If you’re using source code from outside the project, I recommend a few approaches:

  • If the code doesn’t change routinely, consider deploying it within your Python environment (virtual or otherwise, you can get into about a current environment by running guild check. This will let you version the code and ensure it doesn’t change without detection. Guild automatically generates a pip freeze record for each run, which you can use to detect any changes in library versions across runs.

  • Use symlinks or git submodules within your active project to the shared code.

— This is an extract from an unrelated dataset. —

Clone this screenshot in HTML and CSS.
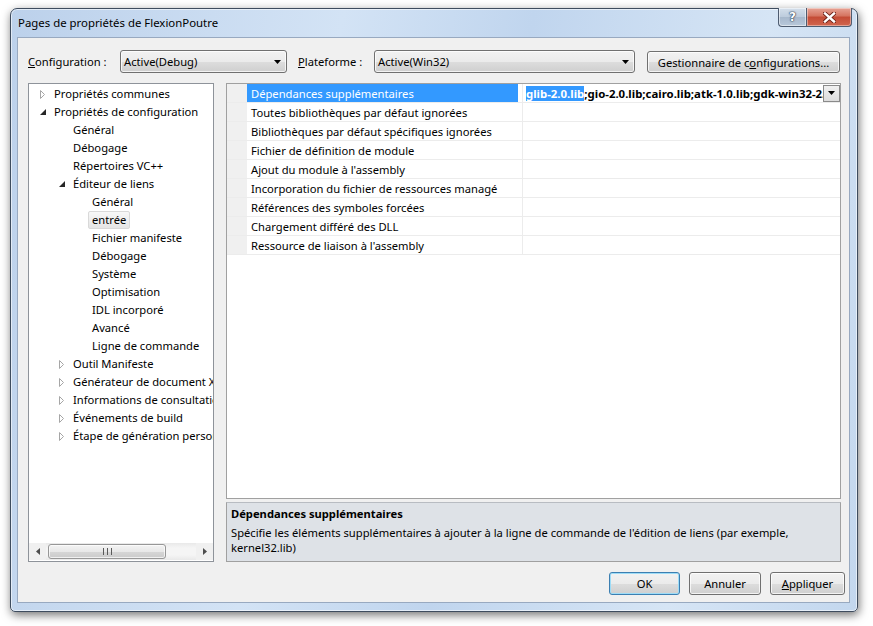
FILE: index.html
```html
<!DOCTYPE html>
<html>
<head>
<meta charset="utf-8">
<title>Pages de propriétés de FlexionPoutre</title>
<link rel="stylesheet" href="styles.css">
</head>
<body>
<div class="window">
  <div class="titlebar">
    <div class="title">Pages de propriétés de FlexionPoutre</div>
    <div class="caption-btns">
      <div class="cbtn help"><span>?</span></div>
      <div class="cbtn close">
        <svg width="13" height="11" viewBox="0 0 13 11">
          <path d="M2 1.5 L11 9.5 M11 1.5 L2 9.5" stroke="#6b1e14" stroke-width="4.2" stroke-linecap="square"/>
          <path d="M2 1.5 L11 9.5 M11 1.5 L2 9.5" stroke="#ffffff" stroke-width="2.4" stroke-linecap="square"/>
        </svg>
      </div>
    </div>
  </div>
  <div class="client">
    <div class="toprow">
      <div class="lbl lbl-config"><u>C</u>onfiguration :</div>
      <div class="combo combo-config"><span>Active(Debug)</span><svg class="carrow" width="7" height="4" viewBox="0 0 7 4"><path d="M0 0H7L3.5 4Z" fill="#000"/></svg></div>
      <div class="lbl lbl-plat"><u>P</u>lateforme :</div>
      <div class="combo combo-plat"><span>Active(Win32)</span><svg class="carrow" width="7" height="4" viewBox="0 0 7 4"><path d="M0 0H7L3.5 4Z" fill="#000"/></svg></div>
      <div class="btn btn-mgr">Gestionnaire de c<u>o</u>nfigurations...</div>
    </div>
    <div class="main">
      <div class="tree">
        <div class="tree-items">
          <div class="trow l0"><span class="exp"><svg width="5" height="9" viewBox="0 0 5 9"><path d="M0.5 0.5 L4.5 4.5 L0.5 8.5Z" fill="#fff" stroke="#a6a6a6"/></svg></span><span class="tl">Propriétés communes</span></div>
          <div class="trow l0"><span class="exp"><svg width="6" height="6" viewBox="0 0 6 6"><path d="M6 0 V6 H0Z" fill="#262626"/></svg></span><span class="tl">Propriétés de configuration</span></div>
          <div class="trow l1"><span class="exp"></span><span class="tl">Général</span></div>
          <div class="trow l1"><span class="exp"></span><span class="tl">Débogage</span></div>
          <div class="trow l1"><span class="exp"></span><span class="tl">Répertoires VC++</span></div>
          <div class="trow l1"><span class="exp"><svg width="6" height="6" viewBox="0 0 6 6"><path d="M6 0 V6 H0Z" fill="#262626"/></svg></span><span class="tl">Éditeur de liens</span></div>
          <div class="trow l2"><span class="exp"></span><span class="tl">Général</span></div>
          <div class="trow l2"><span class="exp"></span><span class="tl sel">entrée</span></div>
          <div class="trow l2"><span class="exp"></span><span class="tl">Fichier manifeste</span></div>
          <div class="trow l2"><span class="exp"></span><span class="tl">Débogage</span></div>
          <div class="trow l2"><span class="exp"></span><span class="tl">Système</span></div>
          <div class="trow l2"><span class="exp"></span><span class="tl">Optimisation</span></div>
          <div class="trow l2"><span class="exp"></span><span class="tl">IDL incorporé</span></div>
          <div class="trow l2"><span class="exp"></span><span class="tl">Avancé</span></div>
          <div class="trow l2"><span class="exp"></span><span class="tl">Ligne de commande</span></div>
          <div class="trow l1"><span class="exp"><svg width="5" height="9" viewBox="0 0 5 9"><path d="M0.5 0.5 L4.5 4.5 L0.5 8.5Z" fill="#fff" stroke="#a6a6a6"/></svg></span><span class="tl">Outil Manifeste</span></div>
          <div class="trow l1"><span class="exp"><svg width="5" height="9" viewBox="0 0 5 9"><path d="M0.5 0.5 L4.5 4.5 L0.5 8.5Z" fill="#fff" stroke="#a6a6a6"/></svg></span><span class="tl">Générateur de document XML</span></div>
          <div class="trow l1"><span class="exp"><svg width="5" height="9" viewBox="0 0 5 9"><path d="M0.5 0.5 L4.5 4.5 L0.5 8.5Z" fill="#fff" stroke="#a6a6a6"/></svg></span><span class="tl">Informations de consultation</span></div>
          <div class="trow l1"><span class="exp"><svg width="5" height="9" viewBox="0 0 5 9"><path d="M0.5 0.5 L4.5 4.5 L0.5 8.5Z" fill="#fff" stroke="#a6a6a6"/></svg></span><span class="tl">Événements de build</span></div>
          <div class="trow l1"><span class="exp"><svg width="5" height="9" viewBox="0 0 5 9"><path d="M0.5 0.5 L4.5 4.5 L0.5 8.5Z" fill="#fff" stroke="#a6a6a6"/></svg></span><span class="tl">Étape de génération personnalisée</span></div>
        </div>
        <div class="hscroll">
          <div class="sbtn"><svg width="4" height="7" viewBox="0 0 4 7"><path d="M4 0V7L0 3.5Z" fill="#4d4d4d"/></svg></div>
          <div class="strack">
            <div class="sthumb"><svg width="9" height="7" viewBox="0 0 9 7"><path d="M0.5 0V7M4.5 0V7M8.5 0V7" stroke="#5a5a5a"/></svg></div>
          </div>
          <div class="sbtn"><svg width="4" height="7" viewBox="0 0 4 7"><path d="M0 0V7L4 3.5Z" fill="#4d4d4d"/></svg></div>
        </div>
      </div>
      <div class="rightpane">
        <div class="grid">
          <div class="grow">
            <div class="gutter"></div>
            <div class="gname"><span class="gsel">Dépendances supplémentaires</span></div>
            <div class="gval gedit">
              <div class="gvtext"><span class="vsel">glib-2.0.lib</span><span class="caret"></span>;gio-2.0.lib;cairo.lib;atk-1.0.lib;gdk-win32-2.0.lib;gdk_pixbuf-2.0.lib</div>
              <div class="gdrop"><svg width="7" height="4" viewBox="0 0 7 4"><path d="M0 0H7L3.5 4Z" fill="#000"/></svg></div>
            </div>
          </div>
          <div class="grow"><div class="gutter"></div><div class="gname"><span>Toutes bibliothèques par défaut ignorées</span></div><div class="gval"></div></div>
          <div class="grow"><div class="gutter"></div><div class="gname"><span>Bibliothèques par défaut spécifiques ignorées</span></div><div class="gval"></div></div>
          <div class="grow"><div class="gutter"></div><div class="gname"><span>Fichier de définition de module</span></div><div class="gval"></div></div>
          <div class="grow"><div class="gutter"></div><div class="gname"><span>Ajout du module à l'assembly</span></div><div class="gval"></div></div>
          <div class="grow"><div class="gutter"></div><div class="gname"><span>Incorporation du fichier de ressources managé</span></div><div class="gval"></div></div>
          <div class="grow"><div class="gutter"></div><div class="gname"><span>Références des symboles forcées</span></div><div class="gval"></div></div>
          <div class="grow"><div class="gutter"></div><div class="gname"><span>Chargement différé des DLL</span></div><div class="gval"></div></div>
          <div class="grow"><div class="gutter"></div><div class="gname"><span>Ressource de liaison à l'assembly</span></div><div class="gval"></div></div>
        </div>
        <div class="desc">
          <div class="dtitle">Dépendances supplémentaires</div>
          <div class="dtext">Spécifie les éléments supplémentaires à ajouter à la ligne de commande de l'édition de liens (par exemple,<br>kernel32.lib)</div>
        </div>
      </div>
    </div>
    <div class="buttons">
      <div class="btn btn-ok">OK</div>
      <div class="btn btn-cancel">Annuler</div>
      <div class="btn btn-apply"><u>A</u>ppliquer</div>
    </div>
  </div>
</div>
</body>
</html>
```

FILE: styles.css
```css
html, body {
  margin: 0;
  padding: 0;
}
body {
  width: 873px;
  height: 626px;
  overflow: hidden;
  background: #ffffff;
  font-family: "Noto Sans", "Open Sans", sans-serif;
  font-size: 11.2px;
  color: #000;
}

.window {
  margin: 8px 0 0 10px;
  width: 848px;
  height: 604px;
  box-sizing: border-box;
  border: 1px solid #3e4c5e;
  border-radius: 7px 7px 5px 5px;
  background: linear-gradient(100deg, #bcd1eb 0%, #d3e3f5 35%, #c0d5ee 55%, #d6e5f5 80%, #c3d7ee 100%);
  box-shadow: 1px 3px 10px rgba(0, 0, 0, 0.55), inset 0 0 0 1px rgba(255, 255, 255, 0.55);
  padding: 0 7px 8px 6px;
  display: flex;
  flex-direction: column;
}

.titlebar {
  height: 28px;
  display: flex;
  justify-content: space-between;
  align-items: flex-start;
}
.title {
  margin-top: 6px;
  padding-left: 1px;
  line-height: 16px;
  font-size: 11.4px;
  color: #000;
}
.caption-btns {
  display: flex;
  margin-top: -1px;
  margin-right: -2px;
}
.cbtn {
  height: 19px;
  box-sizing: border-box;
  border: 1px solid #4e5c70;
  border-top: none;
  display: flex;
  align-items: center;
  justify-content: center;
}
.cbtn.help {
  width: 28px;
  border-radius: 0 0 0 4px;
  border-right: none;
  background: linear-gradient(#d4dfeb 0%, #bccbdc 50%, #a7b8cc 51%, #b8c8da 100%);
  box-shadow: inset 0 0 0 1px rgba(255, 255, 255, 0.5);
}
.cbtn.help span {
  font-family: "DejaVu Sans", sans-serif;
  font-weight: bold;
  font-size: 12px;
  color: #fff;
  text-shadow: 0 0 1px #2c3e55, 0 0 1px #2c3e55, 0 0 2px #2c3e55;
  line-height: 12px;
}
.cbtn.close {
  width: 46px;
  border-radius: 0 0 4px 0;
  background: linear-gradient(#e7a395 0%, #d5735f 45%, #c44b35 50%, #d1664f 100%);
  box-shadow: inset 0 0 0 1px rgba(255, 255, 255, 0.4);
}

.client {
  flex: 1;
  box-sizing: border-box;
  border: 1px solid #98a9c0;
  background: #f0f0f0;
  padding: 12px 0 0 10px;
  display: flex;
  flex-direction: column;
}

.toprow {
  display: flex;
  align-items: center;
  height: 23px;
}
.lbl {
  line-height: 16px;
  white-space: nowrap;
}
.lbl-config { width: 92px; }
.lbl-plat { width: 76px; margin-left: 11px; }

.combo, .btn {
  box-sizing: border-box;
  height: 23px;
  border: 1px solid #707070;
  border-radius: 3px;
  background: linear-gradient(#f2f2f2 0%, #ebebeb 50%, #dddddd 51%, #cfcfcf 100%);
  box-shadow: inset 0 0 0 1px rgba(255, 255, 255, 0.75);
  display: flex;
  align-items: center;
  white-space: nowrap;
}
.combo {
  justify-content: space-between;
  padding: 0 5px 0 3px;
}
.combo-config { width: 167px; }
.combo-plat { width: 261px; }
.btn {
  justify-content: center;
}
.btn-mgr {
  width: 193px;
  height: 22px;
  margin-left: 12px;
  margin-top: 1px;
}

.main {
  display: flex;
  margin-top: 10px;
  height: 479px;
}

.tree {
  width: 186px;
  box-sizing: border-box;
  border: 1px solid #8e939a;
  background: #fff;
  display: flex;
  flex-direction: column;
}
.tree-items {
  flex: 1;
  overflow: hidden;
}
.trow {
  height: 18px;
  display: flex;
  align-items: flex-start;
  padding-top: 2px;
  white-space: nowrap;
  box-sizing: border-box;
}
.trow.l0 { padding-left: 8px; }
.trow.l1 { padding-left: 27px; }
.trow.l2 { padding-left: 46px; }
.exp {
  width: 17px;
  flex: none;
  display: flex;
  align-items: center;
  padding-left: 3px;
  box-sizing: border-box;
  height: 16px;
}
.exp svg { display: block; }
.tl {
  line-height: 16px;
}
.tl.sel {
  margin-left: -4px;
  margin-top: -1px;
  padding: 0 3px;
  border: 1px solid #d9d9d9;
  border-radius: 2px;
  background: linear-gradient(#f8f8f8, #e5e5e5);
}

.hscroll {
  height: 17px;
  display: flex;
  background: #f0f0f0;
  margin-bottom: 1px;
}
.sbtn {
  width: 17px;
  display: flex;
  align-items: center;
  justify-content: center;
}
.strack {
  flex: 1;
  display: flex;
  align-items: stretch;
  padding: 1px 0;
  background: linear-gradient(#e9e9e9, #f5f5f5 30%, #f5f5f5 70%, #e9e9e9);
}
.sthumb {
  width: 118px;
  margin-left: 2px;
  box-sizing: border-box;
  border: 1px solid #979797;
  border-radius: 3px;
  background: linear-gradient(#f3f3f3 0%, #e8e8e8 50%, #d6d6d6 51%, #cbcbcb 100%);
  box-shadow: inset 0 0 0 1px rgba(255, 255, 255, 0.7);
  display: flex;
  align-items: center;
  justify-content: center;
}

.rightpane {
  width: 615px;
  margin-left: 12px;
  display: flex;
  flex-direction: column;
}
.grid {
  height: 416px;
  box-sizing: border-box;
  border: 1px solid #a0a0a0;
  background: #fff;
}
.grow {
  display: flex;
  height: 19px;
  box-sizing: border-box;
  border-bottom: 1px solid #ececec;
}
.gutter {
  width: 20px;
  flex: none;
  background: #f0f0f0;
}
.gname {
  width: 275px;
  flex: none;
  display: flex;
  align-items: stretch;
  white-space: nowrap;
  overflow: hidden;
}
.gname span {
  display: block;
  padding: 2px 0 0 4px;
  width: 271px;
  box-sizing: border-box;
  line-height: 16px;
}
.gname .gsel {
  background: #3399ff;
  color: #fff;
}
.gval {
  flex: 1;
  border-left: 1px solid #ececec;
  display: flex;
  align-items: center;
  overflow: hidden;
  white-space: nowrap;
  min-width: 0;
}
.gedit {
  padding-left: 3px;
}
.gvtext {
  flex: 1;
  overflow: hidden;
  font-weight: bold;
  font-size: 11.4px;
  line-height: 15px;
  display: flex;
  align-items: center;
  min-width: 0;
  padding-top: 1px;
}
.vsel {
  background: #3399ff;
  color: #fff;
}
.caret {
  display: inline-block;
  width: 1px;
  height: 15px;
  background: #000;
}
.gdrop {
  width: 17px;
  height: 17px;
  flex: none;
  box-sizing: border-box;
  border: 1px solid #8a8a8a;
  background: linear-gradient(#f0f0f0, #dcdcdc);
  display: flex;
  align-items: center;
  justify-content: center;
}

.desc {
  margin-top: 3px;
  flex: 1;
  box-sizing: border-box;
  border: 1px solid #a0a0a0;
  border-top-color: #b8bcc2;
  background: #dee2e7;
  padding: 3px 4px 0 4px;
}
.dtitle {
  font-weight: bold;
  line-height: 16px;
  margin-bottom: 3px;
}
.dtext {
  line-height: 15px;
}

.buttons {
  display: flex;
  justify-content: flex-end;
  gap: 9px;
  margin-top: 10px;
  margin-right: 4px;
}
.btn-ok { width: 71px; border-color: #3c7fb1; box-shadow: inset 0 0 0 1px #9ddcf7; }
.btn-cancel { width: 72px; }
.btn-apply { width: 75px; }
```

This will result in the shared code being copied as project code.

  • Use a parent directory location as root in the sourcecode spec for an operation:

op:
  sourcecode:
    root: ..

This assumes your active project root is a peer directory of the shared projects. E.g.

/current_project/
  guild.yml
/shared_mod/
  __init__.py
  ...  

It’s important to know exactly what runs with each experiment. I would avoid any trickery with PYTHONPATH at operation runtime. Instead, rely exclusively on source code copies or versioned libraries.

This approach forces you to get sourcecode right, which can take a little effort. If something doesn’t run because you’re missing source code, you need to address that via the sourcecode attribute. Use guild run op --test-sourcecode to see what’s being copied from where. You can adjust the sourcecode spec and use --test-sourcecode to see what will be copied. Obviously, running your code is the key test.

In this process you might consider putting your code into a “run all code paths through super fast” mode that you can use to confirm that the operation is running through as expected. This is also useful for “sniff tests” as well.